● Instructions for the task
Identify the lines that contain the string "React" and copy all of them.

● Input material
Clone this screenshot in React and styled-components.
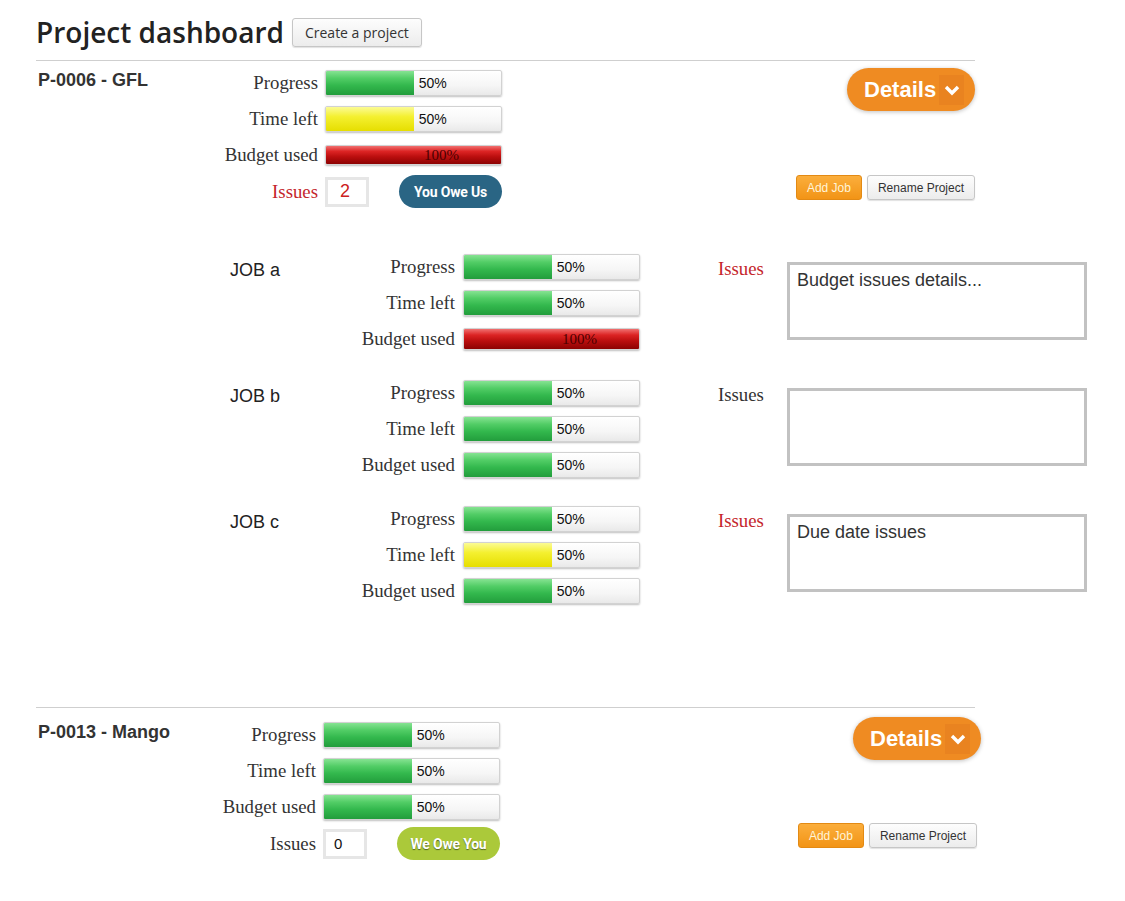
import React from "react";
import styled, { createGlobalStyle } from "styled-components";

const GlobalStyle = createGlobalStyle`
  body {
    margin: 0;
    background: #fff;
    font-family: "Liberation Sans", Arial, sans-serif;
  }
`;

const fills = {
  green: "linear-gradient(to bottom, #86e392 0%, #52cd66 30%, #33b84d 60%, #229d3c 100%)",
  yellow: "linear-gradient(to bottom, #fbfb95 0%, #f4f030 40%, #e6de00 100%)",
  red: "linear-gradient(to bottom, #f07070 0%, #dc2424 30%, #ba0e0e 60%, #8c0202 100%)",
};

const Page = styled.div`
  width: 939px;
  padding: 14px 0 40px 36px;
`;

const Header = styled.div`
  display: flex;
  align-items: center;
  gap: 8px;
  height: 36px;
  margin-bottom: 10px;
`;

const Title = styled.h1`
  margin: 0;
  font-family: "Open Sans", sans-serif;
  font-weight: 600;
  font-size: 28px;
  color: #222;
`;

const GreyButton = styled.button`
  flex-shrink: 0;
  height: ${(p) => p.$h || 25}px;
  padding: 0 ${(p) => p.$px || 10}px;
  border: 1px solid #c6c6c6;
  border-radius: 3px;
  background: linear-gradient(to bottom, #fdfdfd 0%, #ececec 100%);
  box-shadow: 0 1px 1px rgba(0, 0, 0, 0.12);
  font-family: ${(p) => (p.$open ? '"Open Sans", sans-serif' : '"Liberation Sans", Arial, sans-serif')};
  font-size: ${(p) => p.$fs || 12}px;
  color: #333;
`;

const OrangeButton = styled.button`
  height: 25px;
  padding: 0 10px;
  border: 1px solid #e38a14;
  border-radius: 3px;
  background: linear-gradient(to bottom, #fbae3c 0%, #f29416 100%);
  font-family: "Liberation Sans", Arial, sans-serif;
  font-size: 12px;
  color: #fff4d8;
`;

const Project = styled.section`
  border-top: 1px solid #cfcfcf;
  padding: ${(p) => p.$pt}px 0 ${(p) => p.$pb}px;
`;

const TopRow = styled.div`
  display: flex;
  align-items: stretch;
`;

const ProjectName = styled.div`
  width: 160px;
  padding-left: 2px;
  font-weight: bold;
  font-size: 18px;
  color: #333;
  line-height: 18px;
`;

const Metrics = styled.div`
  flex-shrink: 0;
  display: grid;
  grid-template-columns: ${(p) => p.$label}px 177px;
  grid-template-rows: 24px 24px 24px ${(p) => (p.$issues ? "25px" : "")};
  column-gap: ${(p) => p.$gap || 7}px;
  row-gap: 12px;
  align-items: center;
`;

const Label = styled.div`
  text-align: right;
  font-family: "Liberation Serif", "Times New Roman", serif;
  font-size: 18.8px;
  color: ${(p) => (p.$alert ? "#c4262c" : "#333")};
`;

const Track = styled.div`
  position: relative;
  height: ${(p) => (p.$full ? p.$fh : 24)}px;
  border: 1px solid #d2d2d2;
  border-radius: 2px;
  background: linear-gradient(to bottom, #ffffff 0%, #f6f6f6 60%, #e9e9e9 100%);
  box-shadow: 0 1px 2px rgba(0, 0, 0, 0.25);
  overflow: hidden;
`;

const Fill = styled.div`
  height: 100%;
  background: ${(p) => fills[p.$color]};
`;

const Pct = styled.span`
  position: absolute;
  top: 50%;
  left: ${(p) => (p.$full ? "56%" : "53%")};
  transform: translateY(-50%);
  font-family: ${(p) => (p.$full ? '"Liberation Serif", serif' : '"Liberation Sans", Arial, sans-serif')};
  font-size: ${(p) => (p.$full ? 15 : 14)}px;
  color: ${(p) => (p.$full ? "#4a0000" : "#111")};
`;

const IssuesCell = styled.div`
  display: flex;
  align-items: center;
  height: 33px;
`;

const CountBox = styled.div`
  box-sizing: content-box;
  height: 24px;
  border: 3px solid #e6e6e6;
  display: flex;
  align-items: center;
  padding-left: ${(p) => (p.$alert ? 12 : 8)}px;
  width: ${(p) => (p.$alert ? 26 : 30)}px;
  font-size: ${(p) => (p.$alert ? 18 : 15)}px;
  color: ${(p) => (p.$alert ? "#cc2020" : "#111")};
`;

const Pill = styled.div`
  margin-left: 30px;
  width: 103px;
  height: 33px;
  border-radius: 17px;
  display: flex;
  align-items: center;
  justify-content: center;
  background: ${(p) => p.$bg};
  font-family: Roboto, sans-serif;
  font-weight: bold;
  font-size: 14px;
  letter-spacing: -0.2px;
  color: #fff;
  text-shadow: ${(p) => (p.$shadow ? "0 1px 1px rgba(0,0,0,0.5)" : "none")};
`;

const Actions = styled.div`
  margin-left: auto;
  margin-right: ${(p) => p.$mr || 0}px;
  display: flex;
  flex-direction: column;
  align-items: flex-end;
`;

const Details = styled.div`
  margin-top: ${(p) => p.$mt}px;
  margin-right: ${(p) => p.$mr || 0}px;
  width: 128px;
  height: 43px;
  border-radius: 22px;
  background: #ef8b22;
  box-shadow: 0 1px 4px rgba(0, 0, 0, 0.25);
  display: flex;
  align-items: center;
  padding-left: 17px;
  box-sizing: border-box;
  font-weight: bold;
  font-size: 22px;
  color: #fff;
`;

const Chevron = styled.span`
  margin-left: 3px;
  width: 25px;
  height: 30px;
  background: #e98320;
  display: flex;
  align-items: center;
  justify-content: center;
`;

const ButtonRow = styled.div`
  margin-top: auto;
  margin-bottom: ${(p) => p.$mb}px;
  display: flex;
  gap: 5px;
`;

const Jobs = styled.div`
  margin-top: 51px;
  display: flex;
  flex-direction: column;
  gap: 30px;
`;

const JobRow = styled.div`
  display: flex;
  align-items: flex-start;
  width: max-content;
  padding-left: 194px;
`;

const JobName = styled.div`
  width: 105px;
  padding-top: 5px;
  font-size: 18px;
  color: #222;
`;

const IssueLabel = styled(Label)`
  width: 69px;
  margin-left: 78px;
  padding-top: 3px;
  text-align: left;
`;

const IssueText = styled.div`
  margin-top: 7px;
  width: 300px;
  height: 78px;
  box-sizing: border-box;
  border: 3px solid #c2c2c2;
  padding: 5px 7px;
  font-size: 18px;
  color: #333;
`;

function Bar({ color, value, fullHeight }) {
  const full = value === 100;
  return (
    <Track $full={full} $fh={fullHeight}>
      <Fill $color={color} style={{ width: `${value}%` }} />
      <Pct $full={full}>{value}%</Pct>
    </Track>
  );
}

function MetricRows({ rows, fullHeight = 18 }) {
  return rows.map(([name, color, value]) => (
    <React.Fragment key={name}>
      <Label>{name}</Label>
      <Bar color={color} value={value} fullHeight={fullHeight} />
    </React.Fragment>
  ));
}

function DetailsButton({ mt, mr }) {
  return (
    <Details $mt={mt} $mr={mr}>
      Details
      <Chevron>
        <svg width="16" height="12" viewBox="0 0 16 12">
          <polyline points="2,3 8,9 14,3" fill="none" stroke="#fff" strokeWidth="3.4" />
        </svg>
      </Chevron>
    </Details>
  );
}

const jobs = [
  {
    name: "JOB a",
    rows: [["Progress", "green", 50], ["Time left", "green", 50], ["Budget used", "red", 100]],
    alert: true,
    text: "Budget issues details...",
  },
  {
    name: "JOB b",
    rows: [["Progress", "green", 50], ["Time left", "green", 50], ["Budget used", "green", 50]],
    alert: false,
    text: "",
  },
  {
    name: "JOB c",
    rows: [["Progress", "green", 50], ["Time left", "yellow", 50], ["Budget used", "green", 50]],
    alert: true,
    text: "Due date issues",
  },
];

export default function App() {
  return (
    <>
      <GlobalStyle />
      <Page>
        <Header>
          <Title>Project dashboard</Title>
          <GreyButton $h={29} $px={12} $fs={14} $open>Create a project</GreyButton>
        </Header>

        <Project $pt={10} $pb={104}>
          <TopRow>
            <ProjectName>P-0006 - GFL</ProjectName>
            <Metrics $label={120} $issues>
              <MetricRows
                rows={[["Progress", "green", 50], ["Time left", "yellow", 50], ["Budget used", "red", 100]]}
              />
              <Label $alert>Issues</Label>
              <IssuesCell>
                <CountBox $alert>2</CountBox>
                <Pill $bg="#2a6584">You Owe Us</Pill>
              </IssuesCell>
            </Metrics>
            <Actions>
              <DetailsButton mt={-3} />
              <ButtonRow $mb={4}>
                <OrangeButton>Add Job</OrangeButton>
                <GreyButton>Rename Project</GreyButton>
              </ButtonRow>
            </Actions>
          </TopRow>

          <Jobs>
            {jobs.map((job) => (
              <JobRow key={job.name}>
                <JobName>{job.name}</JobName>
                <Metrics $label={120} $gap={8}>
                  <MetricRows rows={job.rows} fullHeight={20} />
                </Metrics>
                <IssueLabel $alert={job.alert}>Issues</IssueLabel>
                <IssueText>{job.text}</IssueText>
              </JobRow>
            ))}
          </Jobs>
        </Project>

        <Project $pt={15} $pb={20}>
          <TopRow>
            <ProjectName>P-0013 - Mango</ProjectName>
            <Metrics $label={118} $issues>
              <MetricRows
                rows={[["Progress", "green", 50], ["Time left", "green", 50], ["Budget used", "green", 50]]}
              />
              <Label>Issues</Label>
              <IssuesCell>
                <CountBox>0</CountBox>
                <Pill $bg="#abc93a" $shadow>We Owe You</Pill>
              </IssuesCell>
            </Metrics>
            <Actions $mr={-2}>
              <DetailsButton mt={-6} mr={-4} />
              <ButtonRow $mb={8}>
                <OrangeButton>Add Job</OrangeButton>
                <GreyButton>Rename Project</GreyButton>
              </ButtonRow>
            </Actions>
          </TopRow>
        </Project>
      </Page>
    </>
  );
}
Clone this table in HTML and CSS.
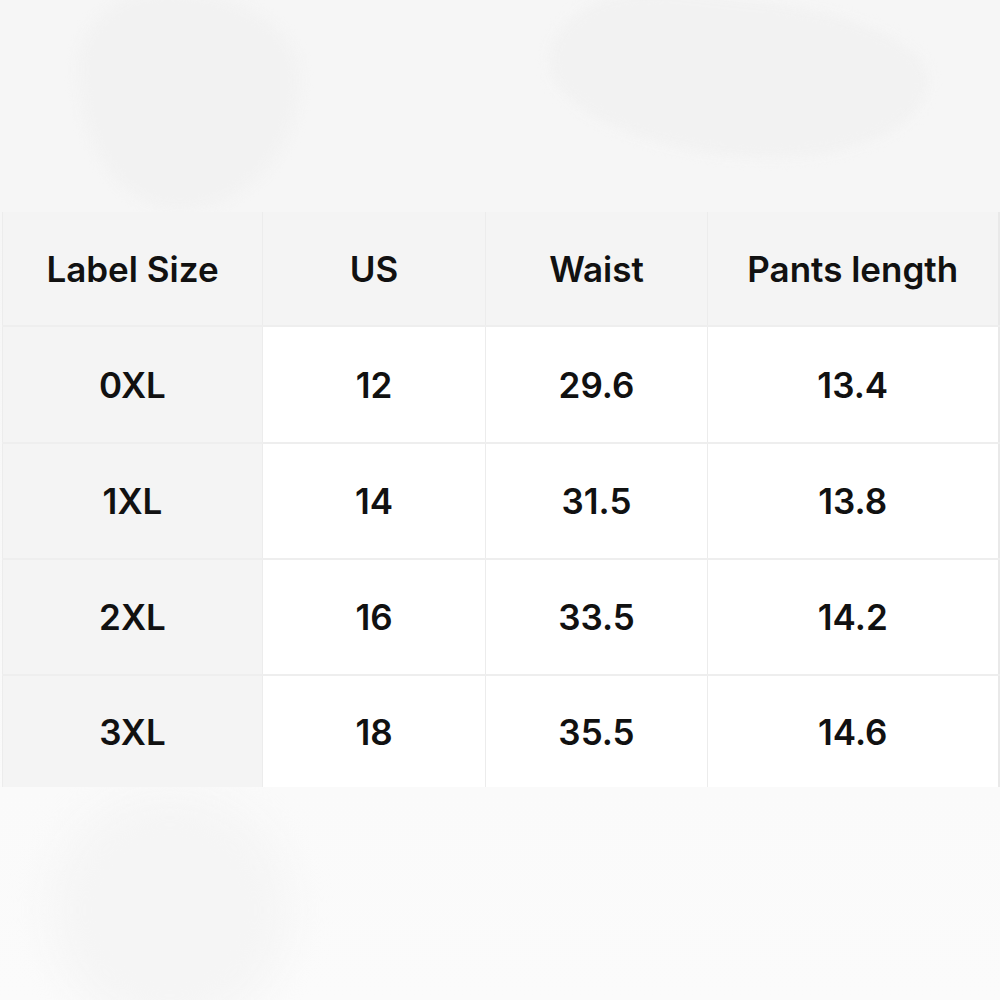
FILE: index.html
```html
<!DOCTYPE html>
<html lang="en">
<head>
<meta charset="utf-8">
<title>Size chart</title>
<link rel="stylesheet" href="styles.css">
</head>
<body>
<div class="page">
  <div class="blob blob-left"></div>
  <div class="blob blob-right"></div>
  <div class="blob blob-bottom"></div>
  <div class="top-space"></div>
  <table class="chart">
    <colgroup>
      <col class="c1"><col class="c2"><col class="c3"><col class="c4">
    </colgroup>
    <thead>
      <tr class="head-row">
        <th class="label">Label Size</th>
        <th>US</th>
        <th>Waist</th>
        <th>Pants length</th>
      </tr>
    </thead>
    <tbody>
      <tr class="row-a"><th class="label">0XL</th><td>12</td><td>29.6</td><td>13.4</td></tr>
      <tr class="row-b"><th class="label">1XL</th><td>14</td><td>31.5</td><td>13.8</td></tr>
      <tr class="row-b"><th class="label">2XL</th><td>16</td><td>33.5</td><td>14.2</td></tr>
      <tr class="row-a"><th class="label">3XL</th><td>18</td><td>35.5</td><td>14.6</td></tr>
    </tbody>
  </table>
</div>
</body>
</html>
```
FILE: styles.css
```css
html, body {
  margin: 0;
  padding: 0;
}
body {
  width: 1000px;
  height: 1000px;
  overflow: hidden;
  background: #fafafa;
  font-family: "Inter", "Liberation Sans", sans-serif;
  color: #111;
}
.page {
  position: relative;
  width: 1000px;
  height: 1000px;
  overflow: hidden;
  background: linear-gradient(to bottom, #f6f6f6 0px, #f6f6f6 212px, #fafafa 790px, #fbfbfb 1000px);
}
.blob {
  position: absolute;
  border-radius: 50%;
  filter: blur(6px);
}
.blob-left {
  left: 78px;
  top: -10px;
  width: 222px;
  height: 220px;
  background: #f2f2f2;
  border-radius: 40% 60% 55% 45% / 35% 40% 60% 65%;
}
.blob-right {
  left: 548px;
  top: 0px;
  width: 380px;
  height: 156px;
  background: #f2f2f2;
  border-radius: 30% 45% 50% 50% / 50% 40% 60% 50%;
  transform: rotate(6deg);
}
.blob-bottom {
  left: 50px;
  top: 790px;
  width: 240px;
  height: 240px;
  background: #f5f5f5;
  filter: blur(18px);
}
.top-space {
  height: 212px;
}
.chart {
  position: relative;
  margin-left: 2px;
  width: 996px;
  border-collapse: collapse;
  table-layout: fixed;
  border-right: 2px solid #e9e9e9;
}
.c1 { width: 260px; }
.c2 { width: 223px; }
.c3 { width: 222px; }
.c4 { width: 291px; }
.chart th, .chart td {
  text-align: center;
  vertical-align: middle;
  font-size: 35px;
  font-weight: 600;
  padding: 0;
  border-left: 1px solid #ececec;
  border-top: 2px solid #eeeeee;
  background: #ffffff;
  color: #111;
}
.chart thead th {
  border-top: none;
  background: #f4f4f4;
  height: 113px;
}
.chart th.label {
  background: #f4f4f4;
}
.row-a th, .row-a td { height: 115px; }
.row-b th, .row-b td { height: 114px; }
.chart tbody tr:last-child th, .chart tbody tr:last-child td { height: 111px; }
```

● Exercise answer
Clone this screenshot in React and styled-components.
import React from "react";
    <React.Fragment key={name}>
    </React.Fragment>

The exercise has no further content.